Les premiers pas sont déterminants. (Septembre 2012)
Le président de la République, M. Joseph Martelly s’est entortillé davantage dans les mailles de l’inconstitutionnalité avec la formation du nouveau Conseil Électoral Permanent, issu d’un processus entaché de mille et une irrégularités. Paradoxalement, ce sont ceux et celles qui sont dotés de la responsabilité de faire les lois et de les faire respecter qui s’obstinent à creuser et à lui préparer le chemin tortueux de l’illégalité. Hier, il revenait à des parlementaires peu soucieux de la bonne marche du pays d’amender dans l’obscurité la plus épaisse la Constitution de 1987.
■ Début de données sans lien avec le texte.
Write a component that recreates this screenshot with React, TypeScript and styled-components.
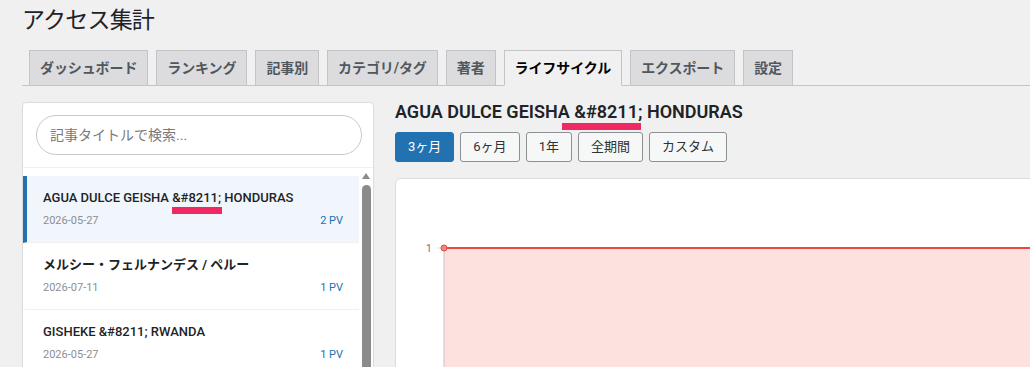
import React from "react";
import styled, { createGlobalStyle } from "styled-components";

const GlobalStyle = createGlobalStyle`
  html, body {
    margin: 0;
    padding: 0;
    overflow: hidden;
    background: #f0f0f1;
  }
  body {
    font-family: Roboto, "Noto Sans CJK JP", sans-serif;
    color: #1d2327;
    font-size: 13px;
  }
  * { box-sizing: border-box; }
`;

const Wrap = styled.div`
  width: 1240px;
  padding-left: 22px;
`;

const PageTitle = styled.h1`
  margin: 0;
  padding-top: 6px;
  font-size: 23px;
  line-height: 30px;
  font-weight: 400;
  letter-spacing: -0.8px;
  color: #1d2327;
`;

const TabBar = styled.nav`
  display: flex;
  gap: 8px;
  margin-top: 14px;
  padding-left: 7px;
  border-bottom: 1px solid #c3c4c7;
`;

const Tab = styled.a<{ $active?: boolean }>`
  display: block;
  margin-bottom: -1px;
  padding: 5px 10px;
  border: 1px solid #c3c4c7;
  border-bottom-color: ${(p) => (p.$active ? "#f0f0f1" : "#c3c4c7")};
  background: ${(p) => (p.$active ? "#f0f0f1" : "#dcdcde")};
  color: ${(p) => (p.$active ? "#000" : "#50575e")};
  font-size: 14px;
  line-height: 24px;
  font-weight: 600;
  letter-spacing: -0.1px;
  text-decoration: none;
  white-space: nowrap;
`;

const Main = styled.div`
  display: grid;
  grid-template-columns: 352px 1fr;
  column-gap: 21px;
  align-items: start;
  margin-top: 16px;
`;

const ListCard = styled.section`
  background: #fff;
  border: 1px solid #dcdcde;
  border-radius: 4px;
  overflow: hidden;
`;

const SearchBox = styled.div`
  padding: 12px 11px 12px 13px;
  border-bottom: 1px solid #f0f0f1;
`;

const SearchInput = styled.input`
  display: block;
  width: 100%;
  height: 40px;
  padding: 0 13px;
  border: 1px solid #c8c8c8;
  border-radius: 20px;
  background: #fff;
  font-family: inherit;
  font-size: 14px;
  color: #1d2327;
  outline: none;
  &::placeholder {
    color: #7a7a7a;
  }
`;

const ListBody = styled.div`
  display: flex;
  height: 520px;
`;

const ArticleList = styled.ul`
  flex: 1;
  min-width: 0;
  list-style: none;
  margin: 0;
  padding: 8px 0 0;
  overflow: hidden;
`;

const ScrollRail = styled.div`
  width: 14px;
  display: flex;
  flex-direction: column;
  align-items: center;
  padding-top: 5px;
  background: #fff;
`;

const ScrollArrow = styled.div`
  width: 0;
  height: 0;
  border-left: 4.5px solid transparent;
  border-right: 4.5px solid transparent;
  border-bottom: 6px solid #8b8b8b;
`;

const ScrollThumb = styled.div`
  width: 9px;
  flex: 1;
  margin-top: 6px;
  margin-left: 1px;
  border-radius: 5px;
  background: #8b8b8b;
`;

const Item = styled.li<{ $active?: boolean }>`
  padding: 12px 16px 13px;
  border-left: 4px solid ${(p) => (p.$active ? "#2271b1" : "transparent")};
  border-bottom: 1px solid #f0f0f1;
  background: ${(p) => (p.$active ? "#f0f6fc" : "#fff")};
`;

const ItemTitle = styled.div<{ $cjk?: boolean }>`
  font-size: 13px;
  line-height: 20px;
  font-weight: ${(p) => (p.$cjk ? 700 : 500)};
  color: #1d2327;
  margin-bottom: 5px;
  white-space: nowrap;
`;

const ItemMeta = styled.div`
  display: flex;
  justify-content: space-between;
  font-size: 11px;
  line-height: 16px;
`;

const ItemDate = styled.span`
  color: #8c8f94;
`;

const ItemViews = styled.span`
  color: #2271b1;
`;

const Mark = styled.span<{ $gap: number; $left: number; $right: number }>`
  position: relative;
  &::after {
    content: "";
    position: absolute;
    left: ${(p) => p.$left}px;
    right: ${(p) => p.$right}px;
    top: calc(100% + ${(p) => p.$gap}px);
    height: 7px;
    background: #ef2a63;
  }
`;

const DetailColumn = styled.section`
  min-width: 0;
`;

const DetailTitle = styled.h2`
  margin: 0;
  font-size: 18px;
  line-height: 20px;
  font-weight: 600;
  color: #1d2327;
  white-space: nowrap;
`;

const RangeBar = styled.div`
  display: flex;
  gap: 6px;
  margin-top: 10px;
`;

const RangeButton = styled.button<{ $active?: boolean }>`
  height: 30px;
  padding: 0 12px;
  border: 1px solid ${(p) => (p.$active ? "#2271b1" : "#8c8f94")};
  border-radius: 3px;
  background: ${(p) => (p.$active ? "#2271b1" : "#f6f7f7")};
  color: ${(p) => (p.$active ? "#fff" : "#2c3338")};
  font-family: inherit;
  font-size: 13px;
  line-height: 28px;
  cursor: pointer;
`;

const ChartCard = styled.div`
  margin-top: 16px;
  padding: 20px;
  background: #fff;
  border: 1px solid #dcdcde;
  border-radius: 6px;
`;

const ChartSvg = styled.svg`
  display: block;
  width: 100%;
  height: 280px;
  overflow: visible;
`;

const ENTITY = "&#8211;";

type MarkPos = { $gap: number; $left: number; $right: number };

function renderTitle(title: string, mark?: MarkPos) {
  const idx = title.indexOf(ENTITY);
  if (idx < 0 || !mark) return title;
  return (
    <>
      {title.slice(0, idx)}
      <Mark {...mark}>{ENTITY}</Mark>
      {title.slice(idx + ENTITY.length)}
    </>
  );
}

const tabs = ["ダッシュボード", "ランキング", "記事別", "カテゴリ/タグ", "著者", "ライフサイクル", "エクスポート", "設定"];

const articles = [
  { title: "AGUA DULCE GEISHA &#8211; HONDURAS", date: "2026-05-27", pv: 2, active: true },
  { title: "メルシー・フェルナンデス / ペルー", date: "2026-07-11", pv: 1 },
  { title: "GISHEKE &#8211; RWANDA", date: "2026-05-27", pv: 1 },
  { title: "EL PARAISO &#8211; COLOMBIA", date: "2026-05-20", pv: 1 },
  { title: "ハンビリ / エチオピア", date: "2026-05-18", pv: 1 },
  { title: "LA ESPERANZA &#8211; GUATEMALA", date: "2026-05-12", pv: 1 },
  { title: "キアンブ / ケニア", date: "2026-05-08", pv: 1 },
];

const ranges = ["3ヶ月", "6ヶ月", "1年", "全期間", "カスタム"];

const hasCjk = (s: string) => /[\u3000-\u30ff\u4e00-\u9fff]/.test(s);

export default function App() {
  return (
    <>
      <GlobalStyle />
      <Wrap>
        <PageTitle>アクセス集計</PageTitle>
        <TabBar>
          {tabs.map((t) => (
            <Tab key={t} href="#" $active={t === "ライフサイクル"}>
              {t}
            </Tab>
          ))}
        </TabBar>
        <Main>
          <ListCard>
            <SearchBox>
              <SearchInput placeholder="記事タイトルで検索..." />
            </SearchBox>
            <ListBody>
              <ArticleList>
                {articles.map((a) => (
                  <Item key={a.title} $active={a.active}>
                    <ItemTitle $cjk={hasCjk(a.title)}>
                      {renderTitle(a.title, a.active ? { $gap: 2, $left: 0, $right: -1 } : undefined)}
                    </ItemTitle>
                    <ItemMeta>
                      <ItemDate>{a.date}</ItemDate>
                      <ItemViews>{a.pv} PV</ItemViews>
                    </ItemMeta>
                  </Item>
                ))}
              </ArticleList>
              <ScrollRail>
                <ScrollArrow />
                <ScrollThumb />
              </ScrollRail>
            </ListBody>
          </ListCard>
          <DetailColumn>
            <DetailTitle>{renderTitle(articles[0].title, { $gap: 1, $left: -12, $right: 1 })}</DetailTitle>
            <RangeBar>
              {ranges.map((r, i) => (
                <RangeButton key={r} $active={i === 0}>
                  {r}
                </RangeButton>
              ))}
            </RangeBar>
            <ChartCard>
              <ChartSvg>
                <rect x="28" y="49" width="100%" height="400" fill="rgba(236, 76, 62, 0.17)" />
                <line x1="28" y1="49" x2="28" y2="400" stroke="#c9c3c3" strokeWidth="1" />
                <line x1="21" y1="49" x2="28" y2="49" stroke="#dddddd" strokeWidth="1" />
                <text x="16" y="52.5" fontSize="11" fill="#7a7a7a" textAnchor="end" fontFamily="Roboto, sans-serif">
                  1
                </text>
                <line x1="28" y1="49" x2="100%" y2="49" stroke="#e8483d" strokeWidth="2.2" />
                <circle cx="28" cy="49" r="3" fill="#f0887f" stroke="#e8483d" strokeWidth="1" />
              </ChartSvg>
            </ChartCard>
          </DetailColumn>
        </Main>
      </Wrap>
    </>
  );
}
Au cours des premières semaines de son quinquennat, le président Martelly avait rejeté l’amendement proposé qui, d’après ses premières analyses, est truffé de fraudes et d’erreurs. Il y a même soupçonné un piège qui lui serait tendu. Malgré cela, il a promulgué le même amendement plus d’un an après sans autre forme de procès. Aujourd’hui, c’est le nouveau président de la Cour de Cassation, la plus haute instance judiciaire du pays et président constitutionnel du Conseil Supérieur du Pouvoir Judiciaire le CSPJ, Me Anel Alexis, qui a accompagné le chef de l’État dans ce forfait. Cet allié fidèle du président de la République a profité de l’absence de trois membres sur huit- le neuvième se trouvait à l’étranger- de cette instance tout récemment nommée pour choisir de son propre chef les trois personnes devant siéger, au nom du pouvoir judiciaire, au Conseil Électoral Permanent. Me. Alexis ne s’est pas même embarrassé du principe de la majorité absolue requis pour faire sa nomination alors qu’il n’a pas droit de vote. Le ver est déjà dans l’amendement de la Loi-mère et de sa promulgation.
En effet, le nouvel amendement a enlevé aux Collectivités territoriales certaines de ses prérogatives démocratiques. Elles ne peuvent plus participer à la constitution du Conseil Electoral Permanent dont la responsabilité incombe désormais exclusivement aux trois grands pouvoirs traditionnels, en l’occurrence, les pouvoirs législatif, judiciaire et exécutif. Chacun d’eux a droit à trois représentants. Excipant de sa bonne foi pour mettre fin aux sempiternels Conseils Électoraux Provisoires- le pays en a connu une quinzaine au cours de plus d’une vingtaine d’années- le président Martelly s’est empêtré dans l’illégalité la plus fragrante en publiant la liste des six membres du nouveau Conseil, soit ceux de l’exécutif et ceux, malgré le tollé qu’a provoqué la brutale méthode de Me. Alexis, du Conseil Supérieur du Pouvoir Judicaire.
Il a fait fi de la proportion réservée à l’assemblée nationale des parlementaires. Il a hiérarchisé les pouvoirs dans la lignée du présidentialisme fort de tous les régimes haïtiens précédents en s’accorant la part du lion. Les mailles de l’inconstitutionnalité sont devenues tellement serrées que tous les pas du président Joseph Martelly le conduisent vers le même précipice. Il sera très difficile à son pouvoir de s’en sortir.
Le président Martelly subit les conséquences de son calcul erroné.
Existerait-il une voie légale pour contourner la résistance d’une fraction importante du sénat qui refuse jusqu’à présent tout compromis dans le dossier de la formation du Conseil Électoral Permanent ? La Chambre haute est amputée d’un tiers de ses membres, arrivé à la fin de leur mandat depuis quelque trois mois. Le président Martelly subit les conséquences négatives de son calcul erroné de n’avoir pas organisé les élections pour le tiers du Sénat et les Collectivités territoriales durant le mois de novembre de l’année dernière suivant le délai fixé par la Constitution.
Ainsi, comme la vie est mouvement, la minorité du début s’est transformée en une majorité imposante et opposante. Celle-ci refuse pour des raisons diverses, soit d’ordre idéologique pour certains ou d’ordre politique ou simplement personnel pour d’autres, de collaborer au choix des trois personnalités que la Charte fondamentale ou l’amendement, son fils bâtard, octroie à l’assemblée nationale. Le président s’enfonce dans l’illégalité quand de son propre chef, il autorise le fonctionnement d’un Conseil Électoral Permanent de six membres au lieu des neuf constitutionnellement prévus. Sur certaines pressions, d’après plus d’un, venant de ses conseillers internes et de quelques courants de ladite communauté internationale, il a ainsi franchi le rubicond.
Suit-il un plan que son équipe et lui se sont tracé ? Navigue-t-il à vue pour arriver à des fins qu’il s’est proposées ? Le cours des évènements nous donnera la réponse.